Tout est vert. Un vert foncé qui tourne au fluo quand le soleil, enfin, peut
tenter un rayon entre deux gros nuages bien gris. Les résineux poussent en
avant leurs petits doigts d’un vert si tendre qu’il m’est
arrivé, enfant, d’avoir envie de les manger. Ils me rappellent ces
cœurs de laitue que nous n’avions même pas à nous disputer car le
saladier en comptait toujours deux. Pensée spéciale d’un cuisinier qui,
de toute façon, ne fatiguait jamais que les feuilles les plus intérieures des
batavia, scaroles et autres salades, gardant les larges feuilles moins tendres
pour ces lapins que nous n’avons jamais eus.

 

Les
roses, timidement, commencent à s’ouvrir. Elles redoutent les gouttes de
pluie, fatales pour leurs pétales. Il fera bon, bientôt, aller humer les
parfums subtils des rosiers de Bagatelle. Les quelques caravanes de gens du
voyage qui avaient investi un champ privé, à quelques kilomètres de Saint
Germain des Prés, s’en sont allées. Un soir, elles étaient là et le
lendemain matin, elles avaient disparu. Si l’herbe haute n’avait
pas conservé la trace de leurs roues, on n’aurait pu croire les avoir
rêvées. Mais non, ce n’était pas un rêve mais déjà une présence
insupportable, virant au cauchemar éveillé pour les gens d’ici. Chacun
disait avoir vu des gitans se promenant à pied près des habitations et qu’un
camion attendait un peu plus loin. Les regards en disaient long sur ces
promenades repérages. Si les campagnes de nos grands-mères sont en passe de
disparaître, les images d’Epinal ont la vie dure et sont communes aux
rats des champs comme aux rats des villes.

 

Je
vous souhaite une bonne ascension et vous laisse en compagnie de la famille Fenouillard.
Vous
saurez ainsi si vous avez ou non l’esprit des X.

 

Anne-Lorraine
Guillou-Brunner

 

Histoire aussi
véridique que vraisemblable des voyages de la famille Fenouillard,
où l’on verra comme quoi, à la suite de plusieurs crises gouvernementales et
intestines, M. Fenouillard perdit successivement de nombreux chapeaux, mais
conserva son parapluie. — Ouvrage destiné à donner à la jeunesse
française le goût des voyages.

Présentation des membres de la famille Fenouillard

Les
Débuts d’Artémise et de Cunégonde.

M. Fenouillard Agénor en train de vendre un bonnet imperméable

Les Fenouillard, bonnetiers de père en
fils, à l’enseigne d’
Autant ici qu’ailleurs, faisaient à
Saint-Remy-sur-Deule (Somme-Inférieure), depuis les temps préhistoriques, le
commerce des bonnets imperméables et des bas antinévralgiques (articles
spéciaux pour célibataires des deux sexes).

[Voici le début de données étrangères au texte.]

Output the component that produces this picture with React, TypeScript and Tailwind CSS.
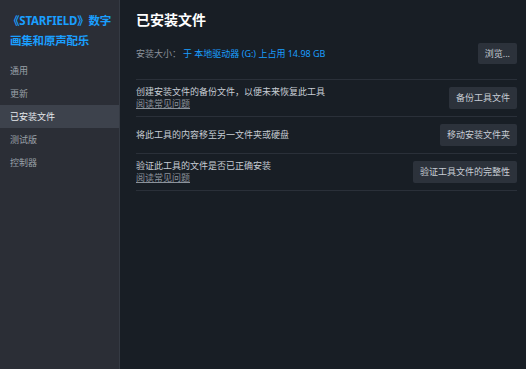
import React from "react";

const font = { fontFamily: '"Noto Sans", "Noto Sans CJK SC", sans-serif' };

function Row({ text, link, button }: { text: string; link?: boolean; button: string }) {
  return (
    <div className="flex items-center justify-between border-b border-[#2a3039] h-[37px]">
      <div className="flex flex-col">
        <span className="text-[9px] leading-[12px] text-[#c7cdd4]">{text}</span>
        {link && (
          <span className="text-[9px] leading-[12px] text-[#8b929b] underline">阅读常见问题</span>
        )}
      </div>
      <button className="h-[22px] px-[7px] rounded-[2px] bg-[#2c323b] text-[9px] text-[#c7cdd4]">
        {button}
      </button>
    </div>
  );
}

export default function App() {
  const nav = ["通用", "更新", "已安装文件", "测试版", "控制器"];
  return (
    <div className="flex w-[526px] h-[369px] overflow-hidden bg-[#181e25]" style={font}>
      <div className="w-[120px] shrink-0 bg-[#2b2e36] border-r border-[#353a43] flex flex-col">
        <div className="pl-[8px] pt-[11px] text-[11.5px] leading-[20px] font-bold text-[#1a9fff] whitespace-nowrap tracking-[-0.2px]">
          《STARFIELD》数字
          <br />
          <span className="pl-[2px]">画集和原声配乐</span>
        </div>
        <div className="mt-[8px] flex flex-col">
          {nav.map((n) => (
            <div
              key={n}
              className={
                "h-[23px] flex items-center px-[10px] text-[9px] " +
                (n === "已安装文件" ? "bg-[#3d424c] text-[#e6e9ed]" : "text-[#9aa0a8]")
              }
            >
              {n}
            </div>
          ))}
        </div>
      </div>
      <div className="flex-1 pl-[16px] pr-[9px] pt-[9px]">
        <div className="text-[14px] leading-[22px] font-bold text-white">已安装文件</div>
        <div className="flex items-start justify-between border-b border-[#2a3039] h-[49px] pt-[12px]">
          <div className="text-[9px] flex items-center h-[21px]">
            <span className="text-[#8b929b] w-[47px]">安装大小：</span>
            <span className="text-[#1a9fff]">于 本地驱动器 (G:) 上占用 14.98 GB</span>
          </div>
          <button className="h-[21px] px-[7px] rounded-[2px] bg-[#2c323b] text-[9px] text-[#c7cdd4]">
            浏览...
          </button>
        </div>
        <Row text="创建安装文件的备份文件，以便未来恢复此工具" link button="备份工具文件" />
        <Row text="将此工具的内容移至另一文件夹或硬盘" button="移动安装文件夹" />
        <Row text="验证此工具的文件是否已正确安装" link button="验证工具文件的完整性" />
      </div>
    </div>
  );
}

Les deux filles pleurent à tue-tête

Le dernier représentant de cette antique
famille, M. Agénor, ayant épousé Mlle Léocadie, fille majeure de
Jean Bonneau, les deux époux reçurent du ciel comme fruit de leur union, deux
filles qui, dès leur tendre jeunesse, montrèrent qu’elles étaient destinées à
faire du bruit dans le monde.

Artémise tombe par la fenêtre

L’aînée, Mlle Artémise, personne
très indépendante, ayant méprisé les recommandations maternelle, tomba un jour
par la fenêtre et décrivit une trajectoire parabolique d’un mouvement
uniformément accéléré, selon la très connue loi de la chute des corps.

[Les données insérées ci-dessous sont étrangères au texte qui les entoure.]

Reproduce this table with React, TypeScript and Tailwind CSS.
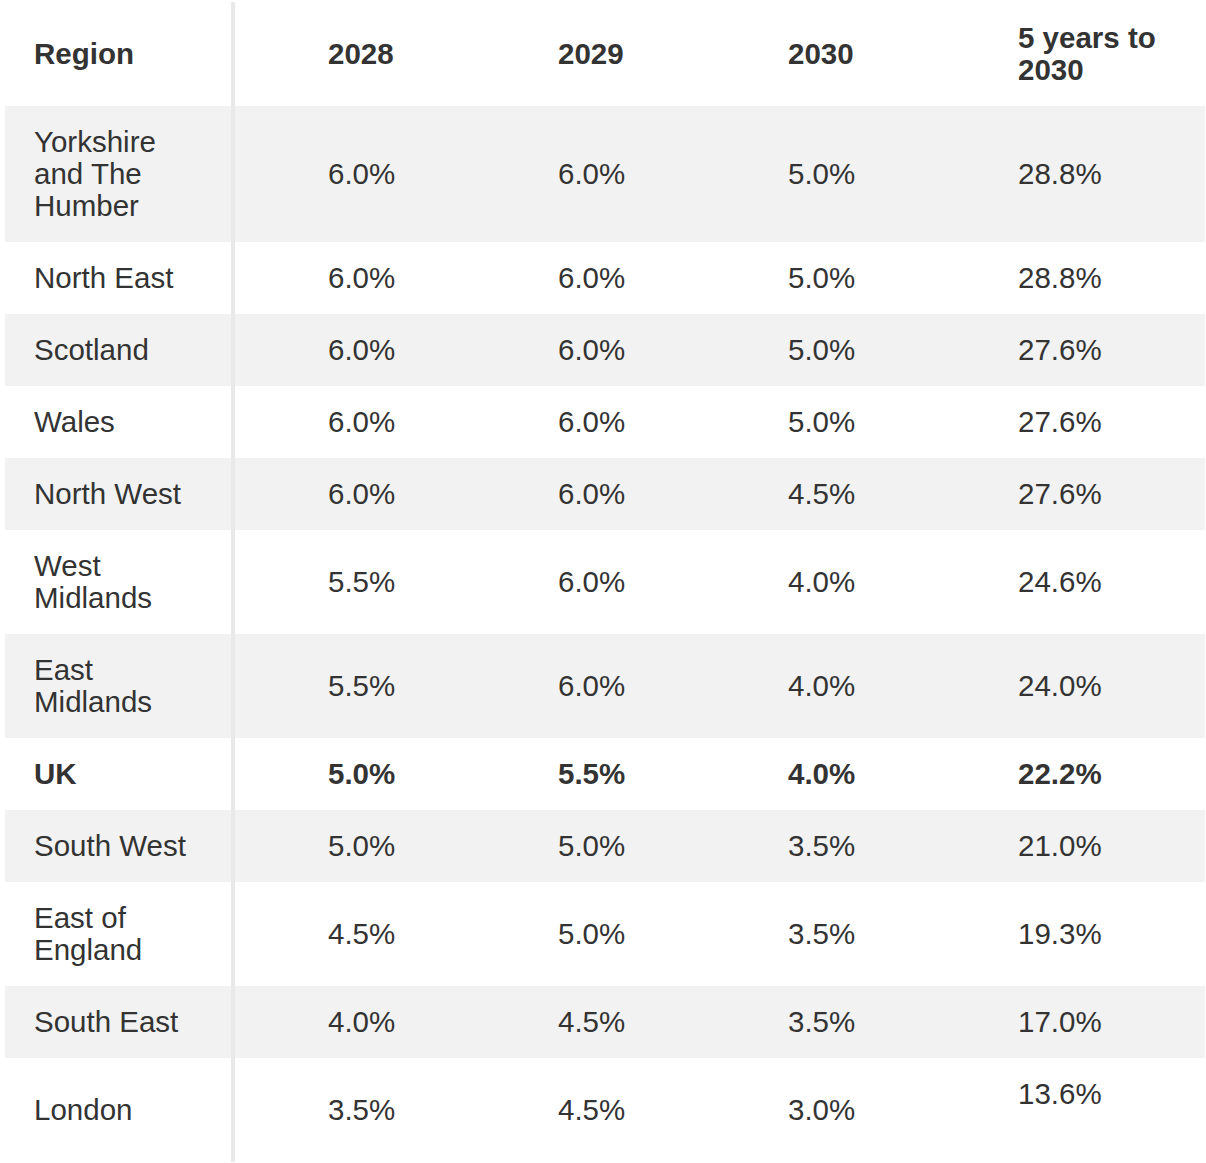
type Row = {
  region: string[];
  values: string[];
  bold?: boolean;
  topLast?: boolean;
};

const rows: Row[] = [
  { region: ["Yorkshire", "and The", "Humber"], values: ["6.0%", "6.0%", "5.0%", "28.8%"] },
  { region: ["North East"], values: ["6.0%", "6.0%", "5.0%", "28.8%"] },
  { region: ["Scotland"], values: ["6.0%", "6.0%", "5.0%", "27.6%"] },
  { region: ["Wales"], values: ["6.0%", "6.0%", "5.0%", "27.6%"] },
  { region: ["North West"], values: ["6.0%", "6.0%", "4.5%", "27.6%"] },
  { region: ["West", "Midlands"], values: ["5.5%", "6.0%", "4.0%", "24.6%"] },
  { region: ["East", "Midlands"], values: ["5.5%", "6.0%", "4.0%", "24.0%"] },
  { region: ["UK"], values: ["5.0%", "5.5%", "4.0%", "22.2%"], bold: true },
  { region: ["South West"], values: ["5.0%", "5.0%", "3.5%", "21.0%"] },
  { region: ["East of", "England"], values: ["4.5%", "5.0%", "3.5%", "19.3%"] },
  { region: ["South East"], values: ["4.0%", "4.5%", "3.5%", "17.0%"] },
  { region: ["London"], values: ["3.5%", "4.5%", "3.0%", "13.6%"], topLast: true },
];

function Lines({ lines }: { lines: string[] }) {
  return (
    <>
      {lines.map((l, i) => (
        <span key={i} className="block whitespace-nowrap">
          {l}
        </span>
      ))}
    </>
  );
}

export default function App() {
  return (
    <div
      className="min-h-[1163px] bg-white pt-[2px] text-[29.5px] leading-8 text-[#333333]"
      style={{ fontFamily: '"Liberation Sans", Arial, sans-serif' }}
    >
      <div className="ml-[5px] w-[1200px]">
        {/* header */}
        <div className="flex font-bold">
          <div className="flex w-[230px] flex-col justify-center border-r-4 border-[#e9e9e9] py-5 pl-[29px]">
            Region
          </div>
          <div className="flex w-[230px] flex-col justify-center py-5 pl-[93px]">2028</div>
          <div className="flex w-[230px] flex-col justify-center py-5 pl-[93px]">2029</div>
          <div className="flex w-[230px] flex-col justify-center py-5 pl-[93px]">2030</div>
          <div className="flex w-[280px] flex-col justify-center py-5 pl-[93px]">
            <Lines lines={["5 years to", "2030"]} />
          </div>
        </div>

        {rows.map((row, i) => (
          <div
            key={i}
            className={`flex ${i % 2 === 0 ? "bg-[#f2f2f2]" : "bg-white"} ${row.bold ? "font-bold" : ""}`}
          >
            <div className="flex w-[230px] flex-col justify-center border-r-4 border-[#e9e9e9] py-5 pl-[29px]">
              <Lines lines={row.region} />
            </div>
            {row.values.map((v, j) => {
              const last = j === row.values.length - 1;
              return (
                <div
                  key={j}
                  className={`flex py-5 pl-[93px] ${last ? "w-[280px]" : "w-[230px]"} ${
                    last && row.topLast ? "min-h-[104px] items-start" : "items-center"
                  }`}
                >
                  {v}
                </div>
              );
            })}
          </div>
        ))}
      </div>
    </div>
  );
}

Cunégonde tombe dans le puit

Encouragée par un si bel exemple, Cunégonde
s’empressa, le même jour, de tomber dans un puits. On l’avait cependant bien
prévenue: «Quand on se penche sur un puit, lui répétait sans cesse M.
Fenouillard, et qu’on perd l’équilibre, on tombe dedans.»

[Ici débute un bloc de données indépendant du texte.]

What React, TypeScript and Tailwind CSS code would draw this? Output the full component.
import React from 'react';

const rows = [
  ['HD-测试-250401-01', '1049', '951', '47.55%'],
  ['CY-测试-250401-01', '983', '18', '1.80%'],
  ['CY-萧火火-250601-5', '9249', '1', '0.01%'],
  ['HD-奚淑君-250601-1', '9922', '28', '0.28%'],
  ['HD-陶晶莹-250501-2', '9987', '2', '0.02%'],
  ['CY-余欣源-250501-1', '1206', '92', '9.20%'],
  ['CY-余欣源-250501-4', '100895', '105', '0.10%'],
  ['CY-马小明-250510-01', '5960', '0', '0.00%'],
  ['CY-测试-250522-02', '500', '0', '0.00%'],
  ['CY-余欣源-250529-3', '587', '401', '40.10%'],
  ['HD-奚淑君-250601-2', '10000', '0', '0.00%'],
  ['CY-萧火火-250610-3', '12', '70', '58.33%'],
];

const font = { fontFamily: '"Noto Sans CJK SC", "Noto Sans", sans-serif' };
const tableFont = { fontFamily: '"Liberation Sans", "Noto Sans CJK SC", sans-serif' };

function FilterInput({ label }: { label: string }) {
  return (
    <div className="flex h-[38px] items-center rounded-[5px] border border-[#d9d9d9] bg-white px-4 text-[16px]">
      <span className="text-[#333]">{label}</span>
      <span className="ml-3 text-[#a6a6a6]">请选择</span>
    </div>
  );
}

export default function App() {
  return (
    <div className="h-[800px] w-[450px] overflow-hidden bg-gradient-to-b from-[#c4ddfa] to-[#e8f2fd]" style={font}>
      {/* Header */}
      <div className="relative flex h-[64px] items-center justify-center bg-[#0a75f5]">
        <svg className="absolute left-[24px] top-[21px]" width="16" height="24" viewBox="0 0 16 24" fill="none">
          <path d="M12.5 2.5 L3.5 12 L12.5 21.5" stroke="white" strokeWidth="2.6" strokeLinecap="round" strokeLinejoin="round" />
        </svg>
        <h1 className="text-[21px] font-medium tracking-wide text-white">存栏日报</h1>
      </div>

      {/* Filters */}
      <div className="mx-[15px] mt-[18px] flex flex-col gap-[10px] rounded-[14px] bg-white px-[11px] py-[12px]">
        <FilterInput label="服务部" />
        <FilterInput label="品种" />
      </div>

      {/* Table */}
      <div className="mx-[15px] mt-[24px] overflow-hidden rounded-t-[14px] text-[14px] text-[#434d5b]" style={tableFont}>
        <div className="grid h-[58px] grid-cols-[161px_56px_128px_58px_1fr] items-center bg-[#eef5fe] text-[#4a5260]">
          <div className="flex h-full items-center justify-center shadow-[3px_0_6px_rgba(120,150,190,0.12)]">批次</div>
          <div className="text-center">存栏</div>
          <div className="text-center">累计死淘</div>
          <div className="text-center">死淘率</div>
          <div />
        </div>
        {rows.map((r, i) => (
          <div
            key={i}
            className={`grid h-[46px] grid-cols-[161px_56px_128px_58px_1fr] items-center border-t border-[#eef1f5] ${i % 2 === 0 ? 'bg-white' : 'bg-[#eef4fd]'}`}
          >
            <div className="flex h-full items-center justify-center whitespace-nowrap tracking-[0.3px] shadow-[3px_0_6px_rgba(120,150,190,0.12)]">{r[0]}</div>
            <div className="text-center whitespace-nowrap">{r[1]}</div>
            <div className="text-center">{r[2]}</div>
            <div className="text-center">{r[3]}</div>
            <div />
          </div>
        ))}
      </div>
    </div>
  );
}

Artémise sur son tas de fumier

Heureusement pour Artémise, un fumier épais
et moelleux se trouvait sous la fenêtre et quand sa famille éplorée accourut
pour ramasser au moins ses morceaux, elle la trouva suçant son pouce avec une
parfaite insouciance.

Cunégonde accrochée dans le pui, s'amuse avec le seau

Quant à Cunégonde, arrêtée dans sa chute
par un clou providentiel, elle attira l’un des seaux et se mit à barboter avec
une satisfaction peu dissimulée. M. Fenouillard conclut de ces événements que
ses filles avaient une âme fortement trempée.